Farwell, Texas; United States;
- Broadcast area: Clovis, New Mexico
- Frequency: 98.3 MHz
- Branding: La Caliente 98.3

Programming
- Format: Defunct (was Regional Mexican)

Ownership
- Owner: HPRN Networks, LLP
- Sister stations: KGRW, KKNM

History
- First air date: September 15, 1984
- Last air date: July 23, 2023
- Former call signs: KLZK (1984–1991)

Technical information
- Licensing authority: FCC
- Facility ID: 61578
- Class: C1
- ERP: 51,000 watts
- HAAT: 53 meters (174 ft)
- Transmitter coordinates: 34°24′31.2″N 103°11′16.8″W﻿ / ﻿34.408667°N 103.188000°W

Links
- Public license information: Public file; LMS;
- Website: www.hpr.network/texas

= KICA-FM =

KICA-FM (98.3 MHz, "La Caliente 98.3") was a radio station last broadcasting a Regional Mexican format.
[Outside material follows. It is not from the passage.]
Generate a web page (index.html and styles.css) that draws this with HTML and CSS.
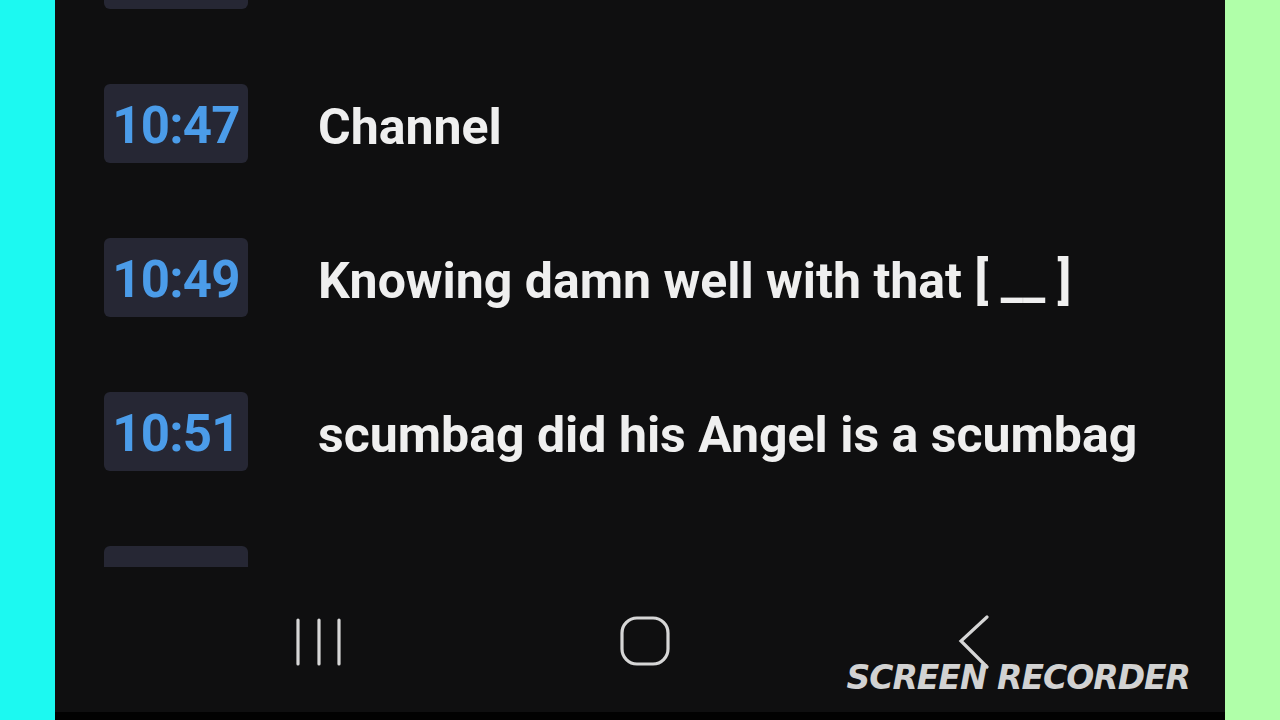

Licensed to Farwell, Texas, United States, and serving the Clovis-Portales CSA, the station was last owned by HPRN Networks, LLP.

==History==
The station went on the air as KLZK on September 15, 1984. On June 14, 1991, the station changed its call sign to KICA-FM.

After KLZK went off the air, the station was re-launched in 1991 under the KICA-FM call sign under the moniker of K-Classic 98.3; initially operating out of studios in Muleshoe, Texas, where it was co-located with Southwestern Entertainment Group sister stations KMUL and KMUL-FM. The original on-air lineup was Ray Don Stanton (who also doubled as KMUL's morning man), former KZZO jock Bryan Daniels and night guy Jeff Gardiner. By 1992, the station had moved to studios at 1000 Sycamore, across from Hillcrest Park, in Clovis. That site also became the home to Spanish-language station KICA (980 AM), and eventually country station KKYC, which simulcast with KMUL-FM. The station group would be eventually sold to Tallgrass Broadcasting, which would later go into receivership and take the stations dark.

Years later, the aired a rock format as K98 and a contemporary hit radio format as "Fun 98.3".

KICA-FM went silent on May 30, 2020, due to transmitter site damage caused by lightning. On March 12, 2024, the license was cancelled by the FCC, due to the station having been silent since December 31, 2022.